C. Corporate Restructuring
Corporate restructuring can begin in earnest only when banks, AMCs, and market players are willing and able to participate. The first task is distinguishing viable from nonviable corporations. Nonviable firms are those whose liquidation value is greater than their surplus value as a going concern, taking into account potential restructuring and at the “equilibrium” exchange rate and interest rates. The timely exit of nonviable firms ensures that they do not absorb credit or worsen bank losses. However, the identification of nonviable corporations is complicated by the poor overall performance of the corporate sector during and just after the crisis. Viable and nonviable firms can be identified using profit simulations (World Bank, 1999) and balance sheet projections (Gray, 1999), as well as best judgement.
Liquidation of nonviable corporations in the setting of a systemic crisis usually requires the establishment of new liquidation mechanisms that bypass standard court-based bankruptcy procedures. The bankruptcy code of the United States can be taken as the standard minimal government involvement approach. However, in practice this code has a strong liquidation bias—some 90 percent of cases end in liquidation (Aghion, Hail and Moore, 1994), and reorganization takes a long time (Bebchuk, 1998). The welfare loss arising from the liquidiation bias and prolonged period of reorganzation (i.e., the surplus value over the liquidation value of all the viable firms that are liquidated) can be very large in the wake of a systemic crisis. Moreover, courts are usually unable to handle a large volume of cases, lack expertise, and may be subject to the influence of vested interests. Giving debtors protection from bankruptcy during mediation proceedings allows corporations that are later judged to be viable to remain operating and promulgates the orderly liquidation of nonviable corporations. However, if debtors are protected from bankruptcy, monitoring of the corporations is needed to ensure that incumbent managers do not hive off the most profitable assets. Liquidation can be expedited by special courts (Kenya) or new bankruptcy laws (Thailand). Hungary introduced a tough “bankruptcy” law of 1991 under which firms in arrears were required to submit reorganization plans to creditors; if agreement was not reached, firms were liquidated. Also, a standstill on payments to banks during negotiations allows cash-strapped corporations to continue operation while their viability is being decided. Without effective bankruptcy procedures, restructuring can be significantly slowed down, as happened in many transition countries in Mexico in 1995, and especially in Indonesia.

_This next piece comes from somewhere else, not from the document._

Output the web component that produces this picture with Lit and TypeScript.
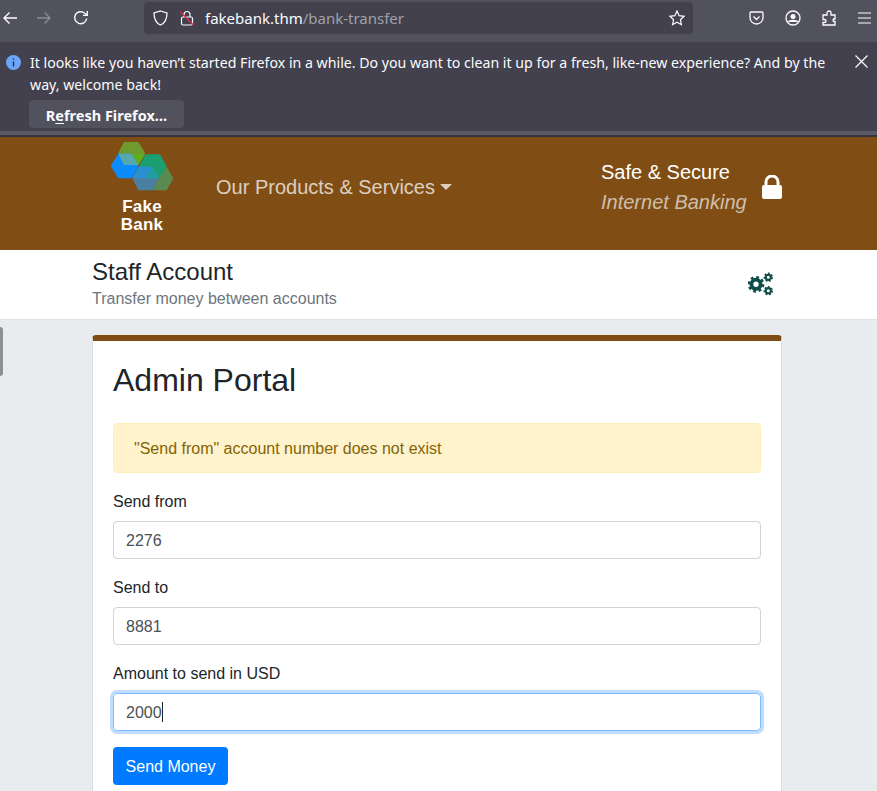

The government must also decide on disposal of the assets of liquidated corporations. Delays in asset disposal tie up economic resources, slow economic recovery, and impede corporate restructuring. The decision regarding asset disposal entails the trading off of asset recovery values, the speed of resolution, and financial sector recovery (Woo, 2000). The choice of the asset disposal procedure must of course fit within the overall strategy. Banks can take the lead if they are in charge of corporate restructuring, or disposal can be left to the markets in more limited crises. Otherwise, as is more often the case in recent years, the government must set up a special asset management corporation, which has its own risks, as discussed below.
Next is restructuring of the balance sheets of the viable corporations. Restructuring will involve private domestic and foreign creditors, newly state-owned creditors, and asset management corporations, as well as stakeholders such as unions and governments. Usually, balance sheet restructuring takes place through the reduction of debt or debt-to-equity conversions. Often minority creditors slow debt restructuring by threatening to liquidate the debtor to force majority creditors to buy them out on favorable terms. This coordination problem can be avoided by rules that allow less-than-unanimous creditor approval of reorganization plans, which can be enforced by government moral suasion, by prior creditor agreement to a set of principles, or through bankruptcy proceedings.
Early completion of relatively clear-cut transactions can jump-start the restructuring program. Restructuring is often delayed by difficulties in valuing transactions due to macroeconomic instability and unreliable corporate data. For example, in Indonesia, foreign creditors were reluctant to enter into restructuring agreements before the rupiah settled down, and in many countries unreliable corporate balance sheet data have slowed restructuring. Despite the uncertainties, the momentum for restructuring can be established by early liquidation of the “least” viable firms, as in Korea.
Long delays in implementing bankruptcy reforms have greatly slowed the large-scale corporate restructuring efforts of the mid- and late 1990s. By early 2000, Mexico had still not completed bankruptcy law reform, even though there had been a sharp drop in bank claims on the private sector since the country’s 1995 crisis. In East Asia, ineffectual bankruptcy laws have stymied corporate restructuring by allowing nonviable firms to stay afloat, which not only precludes banks from collecting the underlying collateral, but also acts as a disincentive for viable firms to repay their debt—further hurting the banks (World Bank, 2000). Delays in bankruptcy reform are mainly due to pressures from groups and individuals who would be hurt by the liquidation of nonviable firms, as well as by the time needed to bring up to speed legal systems faced with a sudden increase in bankruptcy cases. Transparency is one positive suggestion for bankruptcy reform: regular government disclosure of all the aspects of restructuring can make clear the impediments put forth by vested interest groups, and thus lead to public pressure to accelerate reform.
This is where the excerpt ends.